While it is not actually necessary for there to be a numerical score — or scores — in the process, it seems pretty common that there are such. Certainly the score calculations can create a boundary for loose-coupling between model evaluation and the rest of the system.
That said:
- Sometimes the scoring is done on the fly. In that case, the two programs mentioned above are closely integrated.
- Sometimes the scoring is done in batch. In that case, loose coupling seems likely. Often, there will be ETL (Extract/Transform/Load) to make the scores available to the program that will eventually use them.
- PMML (Predictive Modeling Markup Language) is good for some kinds of scoring but not others. (I’m not clear on the details.)
In any case, operationalizing a predictive model can or should include:
- A process for creating the model.
- A process for validating and refreshing the model.
- A flow of derived data.
- A program that consumes the model’s outputs.
Traditional IT considerations, such as testing and versioning, apply.
What do we call it anyway?
The term “predictive analytics” was coined by SPSS. It basically won.
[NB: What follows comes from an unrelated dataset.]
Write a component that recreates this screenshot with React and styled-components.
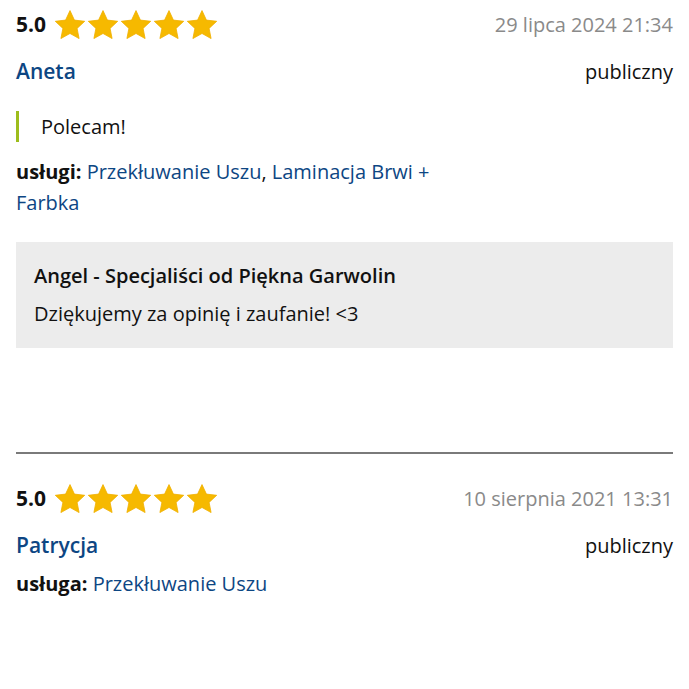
import React from "react";
import styled, { createGlobalStyle } from "styled-components";

const Global = createGlobalStyle`
  html, body { margin: 0; padding: 0; background: #fff; }
  body { font-family: "Open Sans", "Noto Sans", sans-serif; color: #111; }
`;

const Page = styled.div`
  padding: 0 16px;
  display: flex;
  flex-direction: column;
`;

const Review = styled.section`
  display: flex;
  flex-direction: column;
  padding-top: ${(p) => p.$top}px;
  padding-bottom: ${(p) => p.$bottom}px;
`;

const HeadRow = styled.div`
  display: flex;
  align-items: center;
  justify-content: space-between;
  height: 48px;
`;

const Rating = styled.div`
  display: flex;
  align-items: center;
  gap: 9px;
`;

const Score = styled.span`
  font-size: 21px;
  font-weight: 700;
  color: #111;
`;

const Stars = styled.div`
  display: flex;
  gap: 3px;
`;

const DateText = styled.span`
  font-size: 20px;
  color: #8a8a8a;
`;

const NameRow = styled.div`
  display: flex;
  align-items: center;
  justify-content: space-between;
  height: 46px;
`;

const Name = styled.span`
  font-size: 21px;
  font-weight: 600;
  color: #0d4683;
`;

const Visibility = styled.span`
  font-size: 20px;
  color: #111;
`;

const Quote = styled.blockquote`
  margin: 17px 0 0;
  border-left: 3px solid #9dbd1c;
  padding: 0 0 0 22px;
  font-size: 20px;
  line-height: 31px;
  color: #111;
`;

const Services = styled.p`
  margin: ${(p) => p.$top}px 0 0;
  max-width: 440px;
  font-size: 20px;
  line-height: 31px;
  color: #111;
`;

const Label = styled.b`
  font-weight: 700;
`;

const Link = styled.a`
  color: #0d4683;
  text-decoration: none;
`;

const Reply = styled.div`
  margin-top: 24px;
  background: #ececec;
  padding: 19px 18px 19px;
  display: flex;
  flex-direction: column;
  gap: 8px;
`;

const ReplyTitle = styled.div`
  font-size: 20px;
  font-weight: 600;
  line-height: 30px;
  color: #111;
`;

const ReplyText = styled.div`
  font-size: 20px;
  line-height: 30px;
  color: #111;
`;

const Divider = styled.hr`
  margin: 0;
  border: 0;
  border-top: 2px solid #7a7a7a;
`;

const Star = () => (
  <svg width="30" height="29" viewBox="0.8 0.4 22.4 21.6">
    <path
      d="M12 0.8l3.3 7.1 7.7.9-5.7 5.3 1.5 7.6L12 17.9l-6.8 3.8 1.5-7.6L1 8.8l7.7-.9z"
      fill="#f6b900"
      stroke="#f0b000"
      strokeWidth="0.6"
      strokeLinejoin="round"
    />
  </svg>
);

const FiveStars = () => (
  <Stars>
    {[0, 1, 2, 3, 4].map((i) => (
      <Star key={i} />
    ))}
  </Stars>
);

export default function App() {
  return (
    <Page>
      <Global />
      <Review $top={0} $bottom={104}>
        <HeadRow>
          <Rating>
            <Score>5.0</Score>
            <FiveStars />
          </Rating>
          <DateText>29 lipca 2024 21:34</DateText>
        </HeadRow>
        <NameRow>
          <Name>Aneta</Name>
          <Visibility>publiczny</Visibility>
        </NameRow>
        <Quote>Polecam!</Quote>
        <Services $top={14}>
          <Label>usługi:</Label> <Link href="#">Przekłuwanie Uszu</Link>,{" "}
          <Link href="#">Laminacja Brwi + Farbka</Link>
        </Services>
        <Reply>
          <ReplyTitle>Angel - Specjaliści od Piękna Garwolin</ReplyTitle>
          <ReplyText>Dziękujemy za opinię i zaufanie! &lt;3</ReplyText>
        </Reply>
      </Review>
      <Divider />
      <Review $top={20} $bottom={40}>
        <HeadRow>
          <Rating>
            <Score>5.0</Score>
            <FiveStars />
          </Rating>
          <DateText>10 sierpnia 2021 13:31</DateText>
        </HeadRow>
        <NameRow>
          <Name>Patrycja</Name>
          <Visibility>publiczny</Visibility>
        </NameRow>
        <Services $top={0}>
          <Label>usługa:</Label> <Link href="#">Przekłuwanie Uszu</Link>
        </Services>
      </Review>
    </Page>
  );
}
However, some folks — including whoever named PMML — like the term “predictive modeling” better. I’m in that camp, since “modeling” seems to be a somewhat more accurate description of what’s going on, but I’m fine with either phrase.
Some marketers now use the term “prescriptive analytics”. In theory that makes sense, since:
- “Prescriptive” can be taken to mean “operationalized predictive”, saving precious syllables and pixels.
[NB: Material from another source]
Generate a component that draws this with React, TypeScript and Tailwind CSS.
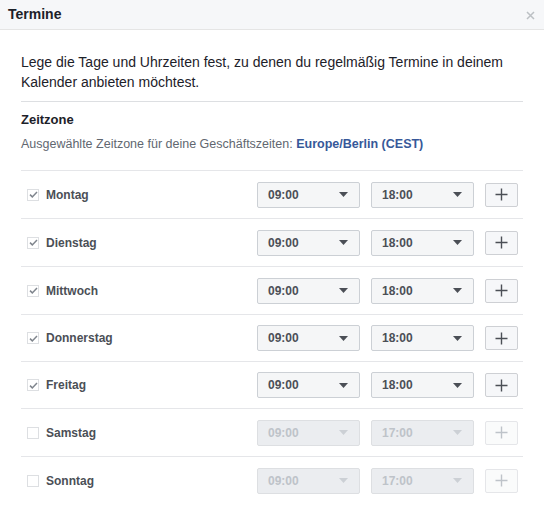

- What’s going on is usually more directly about prescription than prescription anyway.
Edit: Ack! I left the final paragraph out of the post, namely:
In practice, however, the term “prescriptive analytics” is a strong indicator of marketing nonsense. Predictive modeling has long been used to — as it were — prescribe business decisions; marketers who use the term “prescriptive analytics” are usually trying to deny that very obvious fact.
Comments
4 Responses to “Notes on predictive modeling, November 2, 2014”
Leave a Reply
Kurt,
A few comments.
(1) Precision and accuracy are not the same thing; predictive models can be precise but not accurate, accurate but not precise, both or neither.
(2) Organizations do not let “business users” deliver high value “money” analytics for applications like credit risk, fraud, trading and so forth. The people who work in these areas aren’t afraid to code.
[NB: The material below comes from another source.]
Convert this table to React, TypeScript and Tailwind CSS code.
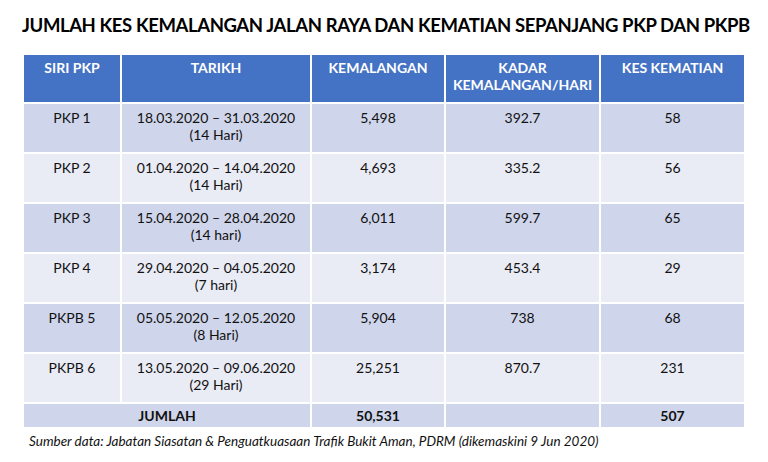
import React from "react";

const rows = [
  { siri: "PKP 1", d: "18.03.2020 – 31.03.2020", h: "(14 Hari)", k: "5,498", r: "392.7", m: "58" },
  { siri: "PKP 2", d: "01.04.2020 – 14.04.2020", h: "(14 Hari)", k: "4,693", r: "335.2", m: "56" },
  { siri: "PKP 3", d: "15.04.2020 – 28.04.2020", h: "(14 hari)", k: "6,011", r: "599.7", m: "65" },
  { siri: "PKP 4", d: "29.04.2020 – 04.05.2020", h: "(7 hari)", k: "3,174", r: "453.4", m: "29" },
  { siri: "PKPB 5", d: "05.05.2020 – 12.05.2020", h: "(8 Hari)", k: "5,904", r: "738", m: "68" },
  { siri: "PKPB 6", d: "13.05.2020 – 09.06.2020", h: "(29 Hari)", k: "25,251", r: "870.7", m: "231" },
];

export default function App() {
  return (
    <div className="w-[768px] h-[462px] bg-white overflow-hidden text-[#111]" style={{ fontFamily: "Lato, 'Open Sans', sans-serif" }}>
      <div className="pt-[13px] pl-[22px] h-[55px]">
        <h1 className="text-[18.5px] font-bold tracking-[-0.4px] text-black leading-[24px] whitespace-nowrap">
          JUMLAH KES KEMALANGAN JALAN RAYA DAN KEMATIAN SEPANJANG PKP DAN PKPB
        </h1>
      </div>
      <div className="ml-[24px] w-[720px] grid grid-cols-[96px_188px_132px_153px_143px] gap-[2px] text-[14px] leading-[17px] text-center">
        {["SIRI PKP", "TARIKH", "KEMALANGAN"].map((t) => (
          <div key={t} className="bg-[#4472c4] text-white font-bold h-[47px] pt-[4px]">{t}</div>
        ))}
        <div className="bg-[#4472c4] text-white font-bold h-[47px] pt-[4px]">KADAR<br />KEMALANGAN/HARI</div>
        <div className="bg-[#4472c4] text-white font-bold h-[47px] pt-[4px]">KES KEMATIAN</div>
        {rows.map((row, i) => {
          const bg = i % 2 === 0 ? "bg-[#cfd5ea]" : "bg-[#e9ebf5]";
          return (
            <React.Fragment key={row.siri}>
              <div className={`${bg} h-[48px] pt-[5px]`}>{row.siri}</div>
              <div className={`${bg} h-[48px] pt-[5px]`}>{row.d}<br />{row.h}</div>
              <div className={`${bg} h-[48px] pt-[5px]`}>{row.k}</div>
              <div className={`${bg} h-[48px] pt-[5px]`}>{row.r}</div>
              <div className={`${bg} h-[48px] pt-[5px]`}>{row.m}</div>
            </React.Fragment>
          );
        })}
        <div className="col-span-2 bg-[#cfd5ea] h-[23px] pt-[3px] font-bold">JUMLAH</div>
        <div className="bg-[#cfd5ea] h-[23px] pt-[3px] font-bold">50,531</div>
        <div className="bg-[#cfd5ea] h-[23px]"></div>
        <div className="bg-[#cfd5ea] h-[23px] pt-[3px] font-bold">507</div>
      </div>
      <div className="pl-[29px] pt-[6px] text-[13.5px] italic leading-[16px] text-[#111] whitespace-nowrap">
        Sumber data: Jabatan Siasatan &amp; Penguatkuasaan Trafik Bukit Aman, PDRM (dikemaskini 9 Jun 2020)
      </div>
    </div>
  );
}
(3) A scoring engine simply computes a numerical score; a decision engine implements rules based on scores and other criteria. Separating them into modules makes sense because the tasks are often asynchronous; we may want to score in batch, store the results and use the score in a real-time decision.
It also makes sense to separate the scoring engine from the model training or learning engine because (a) the tasks are asynchronous; (b) scoring is embarrassingly parallel and can be implemented inside MPP databases; (c) scoring is a production application; and (d) scoring does not require highly trained analytic specialists.
PMML is a fine standard, but only works if the organization has aligned the data models for the deployment environment and the model development environment. Many haven’t.
The process for operationalizing a model also requires a facility to catalogue deployed models and to track performance over time.
(4) There’s a bit more to prescriptive analytics than marketing
http://en.wikipedia.org/wiki/Prescriptive_analytics
Regards,
Thomas
Thomas,
That Wikipedia article is my top example for holding the opposite opinion from you. But I didn’t realize until you sent me back to the article that the term “Prescriptive analytics” is trademarked by one obscure firm, and hence should probably be ignored by the rest of the industry entirely.
Kurt,
Ayata is obscure? No more than — let’s say — Nutonian. Obviously, Ayata punches above its weight if their thoughtware is part of the lexicon.
Regards,
Thomas
Thomas,
What’s the relevance of Nutonian here? This post contradicts some of their marketing claims too. Even more to the point, it is approximately true that nobody except a trademark holder should use a trademarked term.
Also — I somehow forgot the last paragraph of the post. It’s been added in now.